PROVIDED DATA:
::::
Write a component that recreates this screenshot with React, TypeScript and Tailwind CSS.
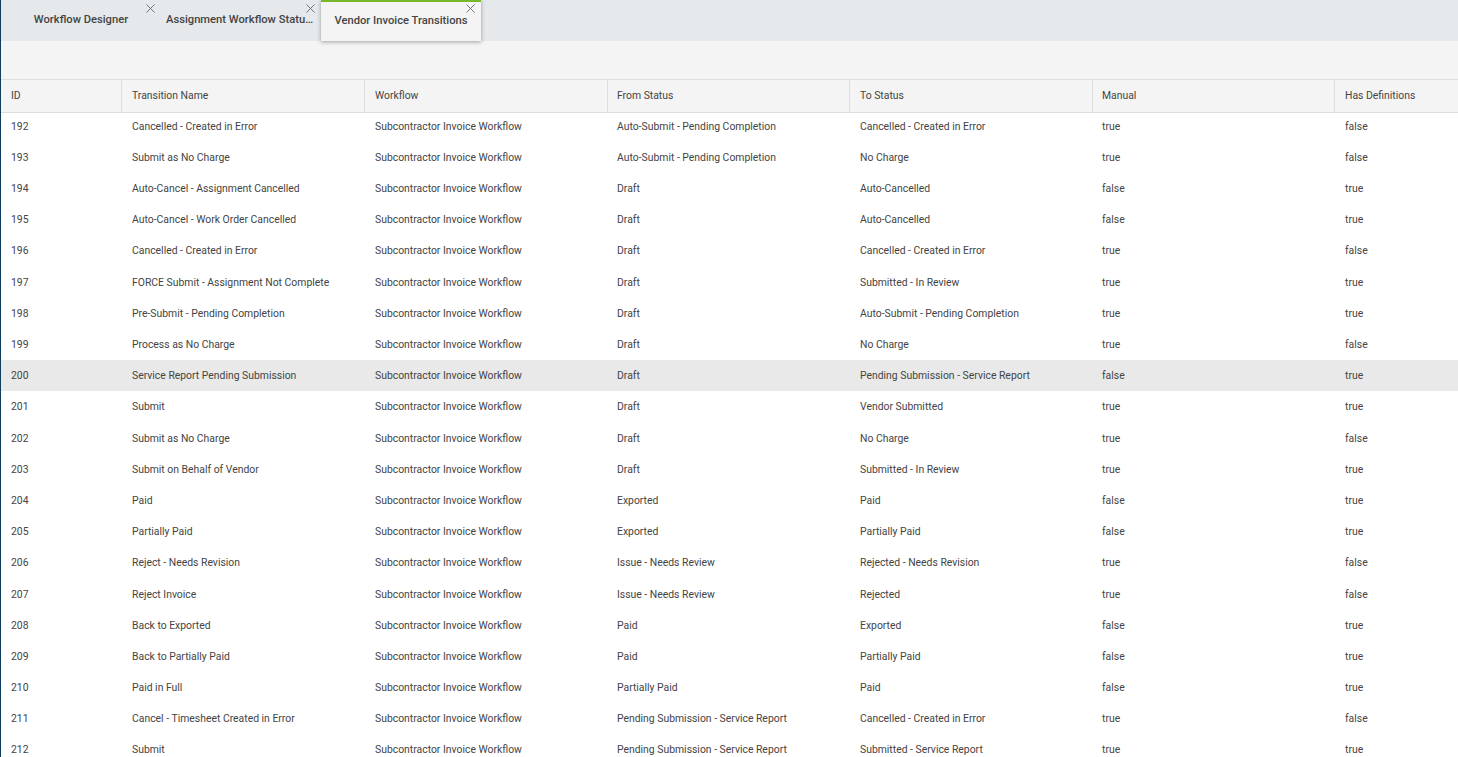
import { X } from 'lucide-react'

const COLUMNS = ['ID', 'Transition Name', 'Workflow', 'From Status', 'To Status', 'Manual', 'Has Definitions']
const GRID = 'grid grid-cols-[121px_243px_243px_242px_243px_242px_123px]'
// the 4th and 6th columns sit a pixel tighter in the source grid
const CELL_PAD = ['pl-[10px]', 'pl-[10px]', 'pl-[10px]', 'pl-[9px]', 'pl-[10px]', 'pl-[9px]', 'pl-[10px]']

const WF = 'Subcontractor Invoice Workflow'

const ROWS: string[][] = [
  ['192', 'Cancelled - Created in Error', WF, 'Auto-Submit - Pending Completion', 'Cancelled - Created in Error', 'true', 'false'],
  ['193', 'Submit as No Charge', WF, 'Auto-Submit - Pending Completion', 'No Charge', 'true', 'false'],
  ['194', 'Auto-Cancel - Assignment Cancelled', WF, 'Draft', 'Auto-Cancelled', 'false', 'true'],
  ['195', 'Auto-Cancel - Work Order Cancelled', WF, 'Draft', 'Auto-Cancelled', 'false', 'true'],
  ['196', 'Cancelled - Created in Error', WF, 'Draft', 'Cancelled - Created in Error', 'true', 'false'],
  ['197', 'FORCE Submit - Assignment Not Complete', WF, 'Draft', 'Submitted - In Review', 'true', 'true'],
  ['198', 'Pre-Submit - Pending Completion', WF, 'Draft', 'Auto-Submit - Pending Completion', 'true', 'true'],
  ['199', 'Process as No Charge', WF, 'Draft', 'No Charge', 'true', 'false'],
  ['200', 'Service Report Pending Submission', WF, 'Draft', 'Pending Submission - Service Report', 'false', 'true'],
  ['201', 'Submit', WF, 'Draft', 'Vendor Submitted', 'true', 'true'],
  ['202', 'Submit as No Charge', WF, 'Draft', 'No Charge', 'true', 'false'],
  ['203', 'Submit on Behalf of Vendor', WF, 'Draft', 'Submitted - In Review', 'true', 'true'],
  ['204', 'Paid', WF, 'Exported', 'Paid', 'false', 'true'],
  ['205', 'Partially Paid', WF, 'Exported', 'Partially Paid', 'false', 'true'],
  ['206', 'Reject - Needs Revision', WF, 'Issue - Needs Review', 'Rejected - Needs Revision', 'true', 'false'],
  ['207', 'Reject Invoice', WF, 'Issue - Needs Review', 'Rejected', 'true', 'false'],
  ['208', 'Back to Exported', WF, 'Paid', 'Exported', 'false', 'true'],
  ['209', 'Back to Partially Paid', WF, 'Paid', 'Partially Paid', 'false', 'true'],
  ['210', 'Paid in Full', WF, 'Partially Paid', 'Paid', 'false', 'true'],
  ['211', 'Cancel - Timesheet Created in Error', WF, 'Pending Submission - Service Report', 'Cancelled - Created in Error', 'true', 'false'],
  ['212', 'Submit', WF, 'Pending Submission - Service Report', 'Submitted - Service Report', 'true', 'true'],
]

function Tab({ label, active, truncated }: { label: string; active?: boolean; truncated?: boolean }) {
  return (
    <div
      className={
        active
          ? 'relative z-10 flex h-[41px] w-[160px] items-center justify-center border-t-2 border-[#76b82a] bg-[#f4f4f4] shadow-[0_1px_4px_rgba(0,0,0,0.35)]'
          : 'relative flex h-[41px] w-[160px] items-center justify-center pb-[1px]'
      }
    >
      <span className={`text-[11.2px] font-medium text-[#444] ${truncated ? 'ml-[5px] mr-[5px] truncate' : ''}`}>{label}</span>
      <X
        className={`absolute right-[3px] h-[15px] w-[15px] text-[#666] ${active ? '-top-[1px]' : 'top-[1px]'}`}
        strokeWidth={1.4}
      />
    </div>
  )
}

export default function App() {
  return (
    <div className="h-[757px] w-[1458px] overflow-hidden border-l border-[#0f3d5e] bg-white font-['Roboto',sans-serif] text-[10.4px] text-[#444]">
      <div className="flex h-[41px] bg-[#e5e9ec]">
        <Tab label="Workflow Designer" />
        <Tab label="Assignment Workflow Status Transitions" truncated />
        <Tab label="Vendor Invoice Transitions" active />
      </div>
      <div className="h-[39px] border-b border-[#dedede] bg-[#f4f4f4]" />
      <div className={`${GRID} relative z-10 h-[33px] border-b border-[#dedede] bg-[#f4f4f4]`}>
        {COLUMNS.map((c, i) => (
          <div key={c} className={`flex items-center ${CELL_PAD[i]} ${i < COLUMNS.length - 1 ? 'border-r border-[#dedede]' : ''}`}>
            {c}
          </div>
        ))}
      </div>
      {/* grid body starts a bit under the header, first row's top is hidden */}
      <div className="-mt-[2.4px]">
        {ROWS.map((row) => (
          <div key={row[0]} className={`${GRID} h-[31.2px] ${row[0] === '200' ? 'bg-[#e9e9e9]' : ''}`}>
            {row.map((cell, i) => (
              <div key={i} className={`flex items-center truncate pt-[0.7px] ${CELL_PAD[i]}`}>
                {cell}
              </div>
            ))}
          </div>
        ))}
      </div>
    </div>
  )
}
::::
WHAT THE TASK REQUIRES: Copy each line above precisely, dropping the pictures.

EXPECTED ANSWER:
Write a component that recreates this screenshot with React, TypeScript and Tailwind CSS.
import { X } from 'lucide-react'

const COLUMNS = ['ID', 'Transition Name', 'Workflow', 'From Status', 'To Status', 'Manual', 'Has Definitions']
const GRID = 'grid grid-cols-[121px_243px_243px_242px_243px_242px_123px]'
// the 4th and 6th columns sit a pixel tighter in the source grid
const CELL_PAD = ['pl-[10px]', 'pl-[10px]', 'pl-[10px]', 'pl-[9px]', 'pl-[10px]', 'pl-[9px]', 'pl-[10px]']

const WF = 'Subcontractor Invoice Workflow'

const ROWS: string[][] = [
  ['192', 'Cancelled - Created in Error', WF, 'Auto-Submit - Pending Completion', 'Cancelled - Created in Error', 'true', 'false'],
  ['193', 'Submit as No Charge', WF, 'Auto-Submit - Pending Completion', 'No Charge', 'true', 'false'],
  ['194', 'Auto-Cancel - Assignment Cancelled', WF, 'Draft', 'Auto-Cancelled', 'false', 'true'],
  ['195', 'Auto-Cancel - Work Order Cancelled', WF, 'Draft', 'Auto-Cancelled', 'false', 'true'],
  ['196', 'Cancelled - Created in Error', WF, 'Draft', 'Cancelled - Created in Error', 'true', 'false'],
  ['197', 'FORCE Submit - Assignment Not Complete', WF, 'Draft', 'Submitted - In Review', 'true', 'true'],
  ['198', 'Pre-Submit - Pending Completion', WF, 'Draft', 'Auto-Submit - Pending Completion', 'true', 'true'],
  ['199', 'Process as No Charge', WF, 'Draft', 'No Charge', 'true', 'false'],
  ['200', 'Service Report Pending Submission', WF, 'Draft', 'Pending Submission - Service Report', 'false', 'true'],
  ['201', 'Submit', WF, 'Draft', 'Vendor Submitted', 'true', 'true'],
  ['202', 'Submit as No Charge', WF, 'Draft', 'No Charge', 'true', 'false'],
  ['203', 'Submit on Behalf of Vendor', WF, 'Draft', 'Submitted - In Review', 'true', 'true'],
  ['204', 'Paid', WF, 'Exported', 'Paid', 'false', 'true'],
  ['205', 'Partially Paid', WF, 'Exported', 'Partially Paid', 'false', 'true'],
  ['206', 'Reject - Needs Revision', WF, 'Issue - Needs Review', 'Rejected - Needs Revision', 'true', 'false'],
  ['207', 'Reject Invoice', WF, 'Issue - Needs Review', 'Rejected', 'true', 'false'],
  ['208', 'Back to Exported', WF, 'Paid', 'Exported', 'false', 'true'],
  ['209', 'Back to Partially Paid', WF, 'Paid', 'Partially Paid', 'false', 'true'],
  ['210', 'Paid in Full', WF, 'Partially Paid', 'Paid', 'false', 'true'],
  ['211', 'Cancel - Timesheet Created in Error', WF, 'Pending Submission - Service Report', 'Cancelled - Created in Error', 'true', 'false'],
  ['212', 'Submit', WF, 'Pending Submission - Service Report', 'Submitted - Service Report', 'true', 'true'],
]

function Tab({ label, active, truncated }: { label: string; active?: boolean; truncated?: boolean }) {
  return (
    <div
      className={
        active
          ? 'relative z-10 flex h-[41px] w-[160px] items-center justify-center border-t-2 border-[#76b82a] bg-[#f4f4f4] shadow-[0_1px_4px_rgba(0,0,0,0.35)]'
          : 'relative flex h-[41px] w-[160px] items-center justify-center pb-[1px]'
      }
    >
      <span className={`text-[11.2px] font-medium text-[#444] ${truncated ? 'ml-[5px] mr-[5px] truncate' : ''}`}>{label}</span>
      <X
        className={`absolute right-[3px] h-[15px] w-[15px] text-[#666] ${active ? '-top-[1px]' : 'top-[1px]'}`}
        strokeWidth={1.4}
      />
    </div>
  )
}

export default function App() {
  return (
    <div className="h-[757px] w-[1458px] overflow-hidden border-l border-[#0f3d5e] bg-white font-['Roboto',sans-serif] text-[10.4px] text-[#444]">
      <div className="flex h-[41px] bg-[#e5e9ec]">
        <Tab label="Workflow Designer" />
        <Tab label="Assignment Workflow Status Transitions" truncated />
        <Tab label="Vendor Invoice Transitions" active />
      </div>
      <div className="h-[39px] border-b border-[#dedede] bg-[#f4f4f4]" />
      <div className={`${GRID} relative z-10 h-[33px] border-b border-[#dedede] bg-[#f4f4f4]`}>
        {COLUMNS.map((c, i) => (
          <div key={c} className={`flex items-center ${CELL_PAD[i]} ${i < COLUMNS.length - 1 ? 'border-r border-[#dedede]' : ''}`}>
            {c}
          </div>
        ))}
      </div>
      {/* grid body starts a bit under the header, first row's top is hidden */}
      <div className="-mt-[2.4px]">
        {ROWS.map((row) => (
          <div key={row[0]} className={`${GRID} h-[31.2px] ${row[0] === '200' ? 'bg-[#e9e9e9]' : ''}`}>
            {row.map((cell, i) => (
              <div key={i} className={`flex items-center truncate pt-[0.7px] ${CELL_PAD[i]}`}>
                {cell}
              </div>
            ))}
          </div>
        ))}
      </div>
    </div>
  )
}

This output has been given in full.